Since the store stuff has to be kept on hold until they give me the lease, yesterday I sat down at the computer and opened up Women Who Leave. Spent approximately five hours writing and rewriting the first paragraph. Inserting commas. Taking out commas. Drafting lame descriptions. I have this obsession with complex figurative constructions that maybe comes from reading too much Tom Robbins at an impressionable age. Dunno. But anyway, in my head I had the ghost of a sentence that juxtaposed "junkyard dogs" with "honkytonks." It just wasn't working in the here and now though. In fact, the whole process of writing this novel was kind of like using the Rosetta Stone to translate Anne Lamott into Aramaic.

Finally, I gave up.

Well, now I'm fucked, thought I to myself. Ben's a lying asshole, I have no job, the Cannery Row will probably track down my fourth grade teacher and she'll tell them all about the time I made my cousin David take off all his clothes and run naked down the halls of PS87 so they won't give me the lease. Plus I can't write. Feeling massively sorry for myself, however, was not the gooey chocolate sob-fest I'd been hoping for. More like being shot up with curare. I felt paralyzed. Numb.

So I called Mike Tyson.

I suppose if you don't weigh 350 pounds and talk like Tweety-Bird but your name is Mike Tyson, your only recourse is to become a therapist.

Which is what he did.

Annie recommended him. I'll see him tomorrow.

Then last night I went to my writer's group.
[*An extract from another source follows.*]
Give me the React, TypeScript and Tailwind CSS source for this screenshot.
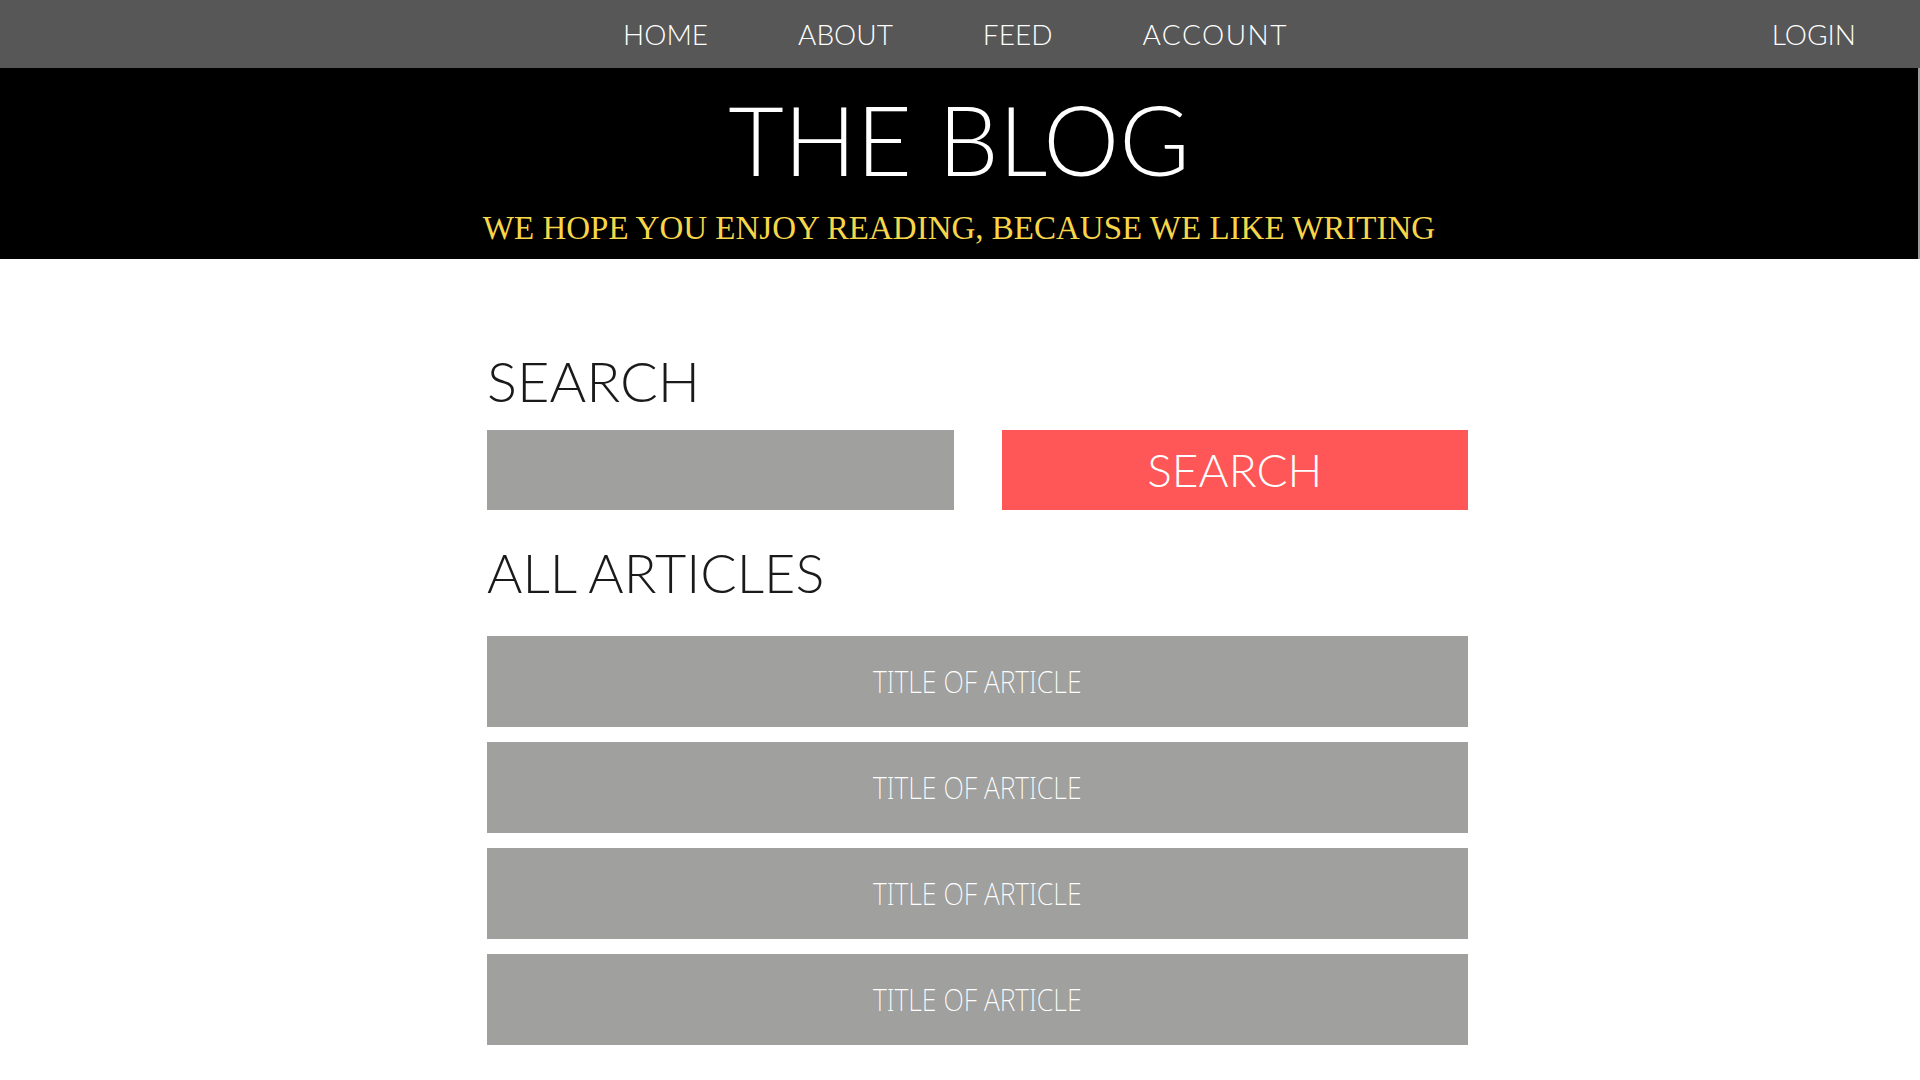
import React from "react";

const navLinks = ["HOME", "ABOUT", "FEED", "ACCOUNT"];
const articles = ["TITLE OF ARTICLE", "TITLE OF ARTICLE", "TITLE OF ARTICLE", "TITLE OF ARTICLE"];

export default function App() {
  return (
    <div className="min-h-screen w-full bg-white font-['Lato','Liberation_Sans',sans-serif]">
      {/* top nav */}
      <nav className="relative flex h-[68px] items-center justify-center bg-[#575757] text-white">
        <ul className="flex items-center gap-[90px] pr-[9px]">
          {navLinks.map((link) => (
            <li
              key={link}
              className={
                link === "ACCOUNT"
                  ? "text-[28px] font-light leading-none tracking-[1.5px]"
                  : "text-[28px] font-light leading-none"
              }
            >
              {link}
            </li>
          ))}
        </ul>
        <a className="absolute right-[64px] top-1/2 -translate-y-1/2 text-[28px] font-light leading-none">
          LOGIN
        </a>
      </nav>

      {/* banner */}
      <header className="flex h-[191px] flex-col items-center border-r-2 border-[#9a9a9a] bg-black">
        <h1 className="mt-[23px] text-[96px] font-light leading-none text-white">THE BLOG</h1>
        <p className="mt-[25px] font-['Liberation_Serif',serif] text-[33px] leading-none text-[#f7d64a]">
          WE HOPE YOU ENJOY READING, BECAUSE WE LIKE WRITING
        </p>
      </header>

      <main className="ml-[487px] w-[981px] pt-[94px] pb-10">
        <h2 className="text-[56px] font-light leading-none text-[#1a1a1a]">SEARCH</h2>

        <div className="mt-[21px] grid grid-cols-2 gap-[48px]">
          <input
            type="text"
            className="h-[80px] bg-[#a0a09e] px-4 text-2xl text-white outline-none"
          />
          <button className="h-[80px] bg-[#ff5757] text-[46px] font-light leading-none text-white">
            SEARCH
          </button>
        </div>

        <h2 className="mt-[36px] text-[54px] font-light leading-none text-[#1a1a1a]">ALL ARTICLES</h2>

        <div className="mt-[36px] flex flex-col gap-[15px]">
          {articles.map((title, i) => (
            <div
              key={i}
              className="flex h-[91px] items-center justify-center bg-[#a0a09e] text-white"
            >
              <span className="inline-block scale-x-[0.86] font-['Noto_Sans',sans-serif] text-[31px] font-extralight">
                {title}
              </span>
            </div>
          ))}
        </div>
      </main>
    </div>
  );
}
I'd submitted the first three chapters of Saturday Night in the Sky and they had some good feedback actually – chronology very confusing throughout, too many flashbacks, no one totally sympathetic character, unnecessary coyness, lots of info that the reader really does not need.

"It's kind of like you have the beginnings here of three separate novels," said Ken, the bespectacled physicist. "That means you're asking your readers to do a lot of work."

Ken has sold a lot of stories to Asimovs and Analog. He knows from structure.

"Yes, well I was trying for a kind of Roshomon effect with four separate points of view," I babble. "I wanted the reader's metabolism to subtly shift each time a different character was center-stage."

Ken shook his head. "If you want this book to work, you're going to have to cut out a lot of stuff. It's just too confusing and it throws the reader out. You're going to have to streamline and simplify."

He didn't know it but he was really talking about my life.